* Problem requirements: Search the material for "this" and show all lines that contain it.

* Materials provided:
::::

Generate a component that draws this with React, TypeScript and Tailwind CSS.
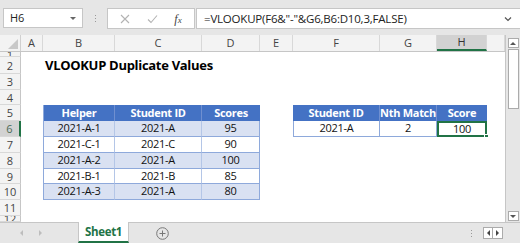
import React from "react";

const COLS = [
  { key: "A", w: 22 },
  { key: "B", w: 72 },
  { key: "C", w: 87 },
  { key: "D", w: 58 },
  { key: "E", w: 33 },
  { key: "F", w: 87 },
  { key: "G", w: 57 },
  { key: "H", w: 50 },
  { key: "I", w: 18 },
];

const ROWS = [
  { n: 1, h: 5 },
  { n: 2, h: 17 },
  { n: 3, h: 16 },
  { n: 4, h: 15 },
  { n: 5, h: 16 },
  { n: 6, h: 16 },
  { n: 7, h: 16 },
  { n: 8, h: 16 },
  { n: 9, h: 15 },
  { n: 10, h: 16 },
  { n: 11, h: 16 },
  { n: 12, h: 6 },
];

const leftData = [
  ["2021-A-1", "2021-A", "95"],
  ["2021-C-1", "2021-C", "90"],
  ["2021-A-2", "2021-A", "100"],
  ["2021-B-1", "2021-B", "85"],
  ["2021-A-3", "2021-A", "80"],
];

const font = { fontFamily: '"Open Sans", "Liberation Sans", sans-serif' };

function Cell({ row, col }: { row: number; col: string }) {
  // left table: B..D, rows 5..10
  if (row >= 5 && row <= 10 && ["B", "C", "D"].includes(col)) {
    const ci = ["B", "C", "D"].indexOf(col);
    const edge = ci === 0 ? "border-l border-l-[#8ea9db]" : "";
    const right = ci === 2 ? "border-r border-r-[#8ea9db]" : "border-r border-r-[#b4c6e7]";
    if (row === 5) {
      const label = ["Helper", "Student ID", "Scores"][ci];
      return (
        <div className={`h-full flex items-center justify-center bg-[#4472c4] text-white font-bold text-[11px] tracking-[-0.3px] ${edge} ${ci < 2 ? "border-r border-r-[#6f8fd0]" : ""}`}>
          {label}
        </div>
      );
    }
    const band = row % 2 === 0 ? "bg-[#d9e1f2]" : "bg-white";
    return (
      <div className={`h-full flex items-center justify-center ${band} text-[#111] text-[11px] tracking-[-0.3px] border-b border-b-[#8ea9db] ${edge} ${right}`}>
        {leftData[row - 6][ci]}
      </div>
    );
  }
  // right table: F..H rows 5..6
  if ((row === 5 || row === 6) && ["F", "G", "H"].includes(col)) {
    const ci = ["F", "G", "H"].indexOf(col);
    if (row === 5) {
      const label = ["Student ID", "Nth Match", "Score"][ci];
      return (
        <div className={`h-full flex items-center justify-center bg-[#4472c4] text-white font-bold text-[11px] tracking-[-0.3px] ${ci < 2 ? "border-r border-r-[#6f8fd0]" : ""}`}>
          {label}
        </div>
      );
    }
    const val = ["2021-A", "2", "100"][ci];
    if (ci === 2) {
      return (
        <div className="relative h-full flex items-center justify-center bg-white text-[#111] text-[11px] tracking-[-0.3px] border-2 border-[#217346]">
          {val}
          <span className="absolute -right-[4px] -bottom-[4px] w-[5px] h-[5px] bg-[#217346] border border-white" />
        </div>
      );
    }
    return (
      <div className={`h-full flex items-center justify-center bg-white text-[#111] text-[11px] tracking-[-0.3px] border-b border-b-[#8ea9db] border-r border-r-[#8ea9db] ${ci === 0 ? "border-l border-l-[#8ea9db]" : ""}`}>
        {val}
      </div>
    );
  }
  if (row === 2 && col === "B") {
    return (
      <div className="relative h-full">
        <span className="absolute left-[2px] top-[0px] leading-[17px] whitespace-nowrap font-bold text-[13px] tracking-[-0.3px] text-black">
          VLOOKUP Duplicate Values
        </span>
      </div>
    );
  }
  return <div className="h-full" />;
}

export default function App() {
  return (
    <div className="w-[520px] h-[243px] overflow-hidden bg-white flex flex-col" style={font}>
      {/* formula bar */}
      <div className="h-[35px] shrink-0 bg-[#e6e6e6] flex items-start pt-[8px] pl-[3px]">
        <div className="w-[80px] h-[20px] bg-white border border-[#c6c6c6] flex items-center justify-between px-[6px] text-[11px] text-[#222]">
          <span>H6</span>
          <span className="w-0 h-0 border-l-[3px] border-r-[3px] border-t-[3px] border-l-transparent border-r-transparent border-t-[#666]" />
        </div>
        <div className="w-[24px] h-[20px] flex flex-col items-center justify-center gap-[2px]">
          <span className="w-[1px] h-[1px] bg-[#999]" />
          <span className="w-[1px] h-[1px] bg-[#999]" />
          <span className="w-[1px] h-[1px] bg-[#999]" />
        </div>
        <div className="w-[88px] h-[21px] bg-white border border-[#c6c6c6] flex items-center justify-around px-[4px] text-[#b3b3b3]">
          <svg width="10" height="10" viewBox="0 0 10 10"><path d="M1 1 L9 9 M9 1 L1 9" stroke="#b3b3b3" strokeWidth="1.1" /></svg>
          <svg width="11" height="10" viewBox="0 0 11 10"><path d="M1 5.5 L4 8.5 L10 1.5" stroke="#b3b3b3" strokeWidth="1.1" fill="none" /></svg>
          <span className="italic text-[12px] text-[#444]" style={{ fontFamily: '"Liberation Serif", serif' }}>f<span className="text-[9px]">x</span></span>
        </div>
        <div className="flex-1 h-[21px] ml-[1px] bg-white border border-[#c6c6c6] border-r-0 flex items-center justify-between pl-[7px] pr-[8px] text-[11.5px] text-[#222] tracking-[-0.2px]">
          <span>=VLOOKUP(F6&amp;"-"&amp;G6,B6:D10,3,FALSE)</span>
          <svg width="8" height="6" viewBox="0 0 8 6"><path d="M1 1.5 L4 4.5 L7 1.5" stroke="#555" strokeWidth="1.2" fill="none" /></svg>
        </div>
      </div>

      <div className="flex flex-1 min-h-0">
        {/* grid */}
        <div className="flex flex-col flex-1 min-w-0">
          {/* column headers */}
          <div className="h-[17px] shrink-0 flex bg-[#f3f3f3] border-b border-[#c6c6c6] text-[11px] text-[#444]">
            <div className="w-[21px] shrink-0 relative border-r border-[#d0d0d0]">
              <svg className="absolute right-[2px] bottom-[2px]" width="10" height="10" viewBox="0 0 10 10"><path d="M10 0 L10 10 L0 10 Z" fill="#c8c8c8" /></svg>
            </div>
            {COLS.map((c) => (
              <div
                key={c.key}
                style={{ width: c.w }}
                className={`shrink-0 flex items-center justify-center border-r border-[#d8d8d8] ${c.key === "H" ? "bg-[#d2d2d2] border-b-2 border-b-[#217346] text-[#333]" : ""}`}
              >
                {c.key === "I" ? "" : c.key}
              </div>
            ))}
          </div>
          {/* rows */}
          <div className="flex-1 min-h-0 overflow-hidden">
            {ROWS.map((r) => (
              <div key={r.n} className="flex overflow-hidden" style={{ height: r.h }}>
                <div
                  className={`w-[21px] shrink-0 flex items-center justify-center overflow-hidden leading-none text-[11px] border-b border-[#d8d8d8] ${r.n === 6 ? "bg-[#d2d2d2] text-[#4d6b57] border-r-2 border-r-[#217346]" : "bg-[#f3f3f3] text-[#444] border-r border-r-[#c6c6c6]"}`}
                >
                  {r.n}
                </div>
                {COLS.map((c) => (
                  <div key={c.key} style={{ width: c.w }} className="shrink-0 h-full">
                    <Cell row={r.n} col={c.key} />
                  </div>
                ))}
              </div>
            ))}
          </div>
        </div>
        {/* vertical scrollbar */}
        <div className="w-[15px] shrink-0 bg-[#e6e6e6] border-l border-[#c6c6c6] flex flex-col items-center pt-[3px] pb-[1px]">
          <div className="w-[11px] h-[10px] bg-white border border-[#ababab] flex items-center justify-center">
            <span className="w-0 h-0 border-l-[3px] border-r-[3px] border-b-[3px] border-l-transparent border-r-transparent border-b-[#555]" />
          </div>
          <div className="w-[11px] h-[60px] mt-[1px] bg-white border border-[#ababab]" />
          <div className="flex-1" />
          <div className="w-[11px] h-[10px] bg-white border border-[#ababab] flex items-center justify-center">
            <span className="w-0 h-0 border-l-[3px] border-r-[3px] border-t-[3px] border-l-transparent border-r-transparent border-t-[#555]" />
          </div>
        </div>
      </div>

      {/* sheet tabs */}
      <div className="h-[21px] shrink-0 bg-[#e6e6e6] border-t border-[#c6c6c6] flex items-stretch">
        <div className="w-[78px] flex items-center gap-[16px] pl-[20px] text-[#c0c0c0]">
          <span className="w-0 h-0 border-t-[3px] border-b-[3px] border-r-[3px] border-t-transparent border-b-transparent border-r-[#bdbdbd]" />
          <span className="w-0 h-0 border-t-[3px] border-b-[3px] border-l-[3px] border-t-transparent border-b-transparent border-l-[#bdbdbd]" />
        </div>
        <div className="w-[51px] -mt-[1px] bg-white border-x border-[#c6c6c6] border-b-2 border-b-[#217346] flex items-center justify-center text-[11.5px] font-bold text-[#217346] tracking-[-0.3px]">
          Sheet1
        </div>
        <div className="w-[66px] flex items-center justify-center">
          <svg width="13" height="13" viewBox="0 0 13 13">
            <circle cx="6.5" cy="6.5" r="5.8" fill="none" stroke="#777" strokeWidth="1" />
            <path d="M6.5 3.5 V9.5 M3.5 6.5 H9.5" stroke="#777" strokeWidth="1" />
          </svg>
        </div>
        <div className="flex-1" />
        <div className="flex flex-col justify-center gap-[2px] mr-[11px]">
          <span className="w-[1px] h-[1px] bg-[#999]" />
          <span className="w-[1px] h-[1px] bg-[#999]" />
          <span className="w-[1px] h-[1px] bg-[#999]" />
        </div>
        <div className="flex items-center mr-[17px]">
          <div className="w-[10px] h-[12px] bg-white border border-[#ababab] flex items-center justify-center">
            <span className="w-0 h-0 border-t-[3px] border-b-[3px] border-r-[3px] border-t-transparent border-b-transparent border-r-[#444]" />
          </div>
          <div className="w-[10px] h-[12px] bg-white border border-l-0 border-[#ababab] flex items-center justify-center">
            <span className="w-0 h-0 border-t-[3px] border-b-[3px] border-l-[3px] border-t-transparent border-b-transparent border-l-[#444]" />
          </div>
        </div>
      </div>
    </div>
  );
}
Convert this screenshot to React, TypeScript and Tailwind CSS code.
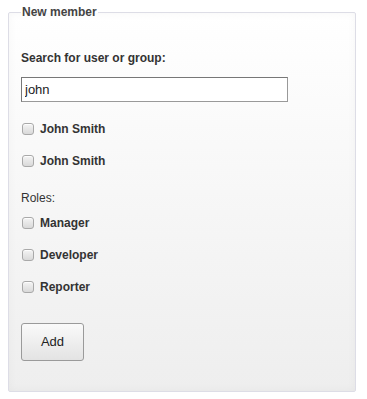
import React, { useState } from 'react';

const users = ['John Smith', 'John Smith'];
const roles = ['Manager', 'Developer', 'Reporter'];

function CheckRow({ label }: { label: string }) {
  return (
    <label className="flex h-[32px] items-center gap-[6px] cursor-pointer">
      <input
        type="checkbox"
        className="ml-[1px] h-[12px] w-[12px] appearance-none rounded-[3px] border border-[#a9a9a9] bg-gradient-to-b from-[#f4f4f4] to-[#d9d9d9] shadow-[inset_0_1px_0_rgba(255,255,255,0.8)] checked:bg-[#8ab]"
      />
      <span className="text-[12px] font-bold text-[#333]">{label}</span>
    </label>
  );
}

export default function App() {
  const [query, setQuery] = useState('john');

  return (
    <div className="h-[399px] w-[367px] bg-white pl-2 pt-[5px] font-['Liberation_Sans',Arial,sans-serif]">
      <fieldset className="h-[387px] w-[348px] rounded-[2px] border border-[#dddde6] bg-gradient-to-b from-white to-[#eeeeee] px-3 pt-[32px] shadow-[inset_0_0_8px_rgba(0,0,0,0.04)]">
        <legend className="px-px text-[12px] font-bold leading-[14px] text-[#444]">New member</legend>

        {/* search */}
        <div className="text-[12px] font-bold leading-[14px] text-[#333]">Search for user or group:</div>
        <input
          type="text"
          value={query}
          onChange={(e) => setQuery(e.target.value)}
          className="mt-[12px] block h-[25px] w-[267px] border border-[#999] border-t-[#777] border-l-[#777] bg-white pl-[3px] text-[13px] text-[#222] focus:outline-none"
        />

        <div className="mt-[11px]">
          {users.map((u, i) => (
            <CheckRow key={i} label={u} />
          ))}
        </div>

        {/* roles */}
        <div className="mt-[14px] text-[12px] leading-[14px] text-[#333]">Roles:</div>
        <div className="mt-[2px]">
          {roles.map((r) => (
            <CheckRow key={r} label={r} />
          ))}
        </div>

        <button
          type="button"
          className="mt-[20px] h-[38px] w-[63px] rounded-[3px] border border-[#9a9a9a] bg-gradient-to-b from-[#fafafa] to-[#e3e3e3] text-[13px] text-[#222]"
        >
          Add
        </button>
      </fieldset>
    </div>
  );
}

::::

* Task result:
Generate a component that draws this with React, TypeScript and Tailwind CSS.
Convert this screenshot to React, TypeScript and Tailwind CSS code.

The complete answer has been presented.